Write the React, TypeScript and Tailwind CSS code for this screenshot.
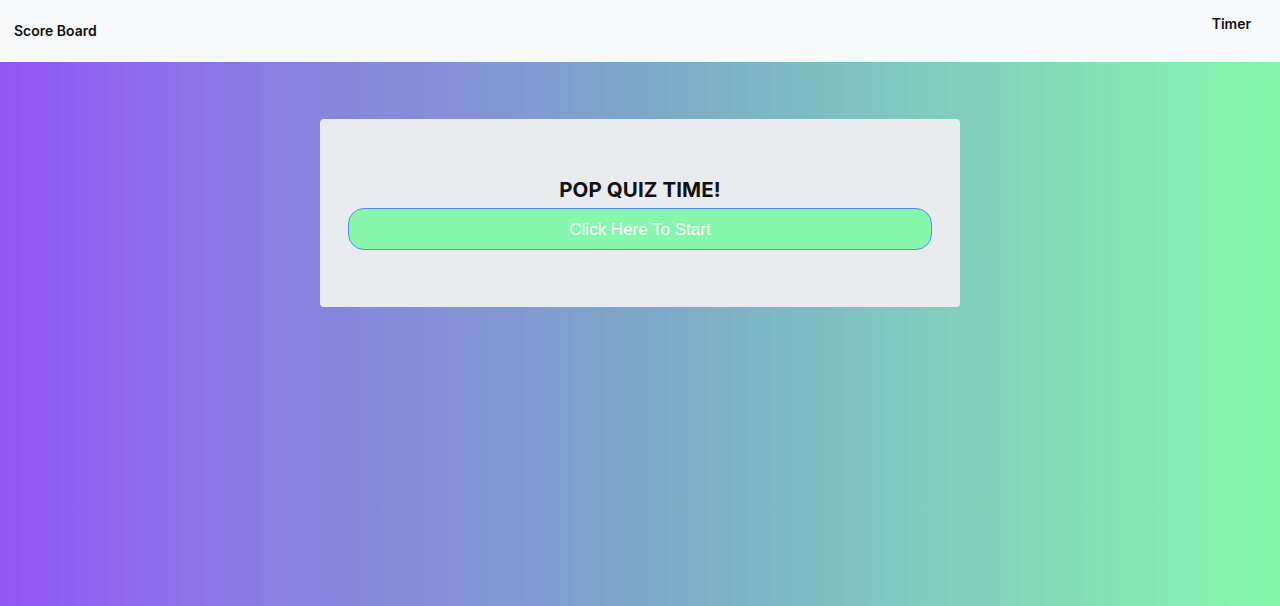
// Pop quiz landing: header with score board + timer, start card on gradient.

export default function App() {
  return (
    <div className="flex h-[606px] w-full flex-col font-['Inter',sans-serif]">
      {/* Top bar */}
      <header className="flex h-[62px] shrink-0 items-start justify-between bg-[#f8f9fa] px-[14px]">
        <span className="mt-[21px] text-sm font-semibold text-[#111]">Score Board</span>
        <span className="mr-[15px] mt-[14px] text-sm font-semibold text-[#111]">Timer</span>
      </header>

      {/* Gradient stage */}
      <main className="flex flex-1 justify-center bg-gradient-to-r from-[#9155f4] via-[#7ba7c8] to-[#86f8ab] pt-[57px]">
        <div className="flex h-[188px] w-[640px] flex-col items-center rounded bg-[#eaebef] px-[28px] pt-[58px]">
          <h1 className="text-[20.5px] font-bold leading-[26px] tracking-[0.1px] text-[#111]">POP QUIZ TIME!</h1>
          <button className="mt-[5px] h-[42px] w-full rounded-2xl border border-[#5b8cf5] bg-[#86f8ab] pt-[2px] font-['Liberation_Sans',sans-serif] text-[17px] text-white">
            Click Here To Start
          </button>
        </div>
      </main>
    </div>
  )
}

* * * *

Given exercise: All the lines above are to be given again exactly as they read, with the pictures removed.

Output of the task:
Write the React, TypeScript and Tailwind CSS code for this screenshot.
// Pop quiz landing: header with score board + timer, start card on gradient.

export default function App() {
  return (
    <div className="flex h-[606px] w-full flex-col font-['Inter',sans-serif]">
      {/* Top bar */}
      <header className="flex h-[62px] shrink-0 items-start justify-between bg-[#f8f9fa] px-[14px]">
        <span className="mt-[21px] text-sm font-semibold text-[#111]">Score Board</span>
        <span className="mr-[15px] mt-[14px] text-sm font-semibold text-[#111]">Timer</span>
      </header>

      {/* Gradient stage */}
      <main className="flex flex-1 justify-center bg-gradient-to-r from-[#9155f4] via-[#7ba7c8] to-[#86f8ab] pt-[57px]">
        <div className="flex h-[188px] w-[640px] flex-col items-center rounded bg-[#eaebef] px-[28px] pt-[58px]">
          <h1 className="text-[20.5px] font-bold leading-[26px] tracking-[0.1px] text-[#111]">POP QUIZ TIME!</h1>
          <button className="mt-[5px] h-[42px] w-full rounded-2xl border border-[#5b8cf5] bg-[#86f8ab] pt-[2px] font-['Liberation_Sans',sans-serif] text-[17px] text-white">
            Click Here To Start
          </button>
        </div>
      </main>
    </div>
  )
}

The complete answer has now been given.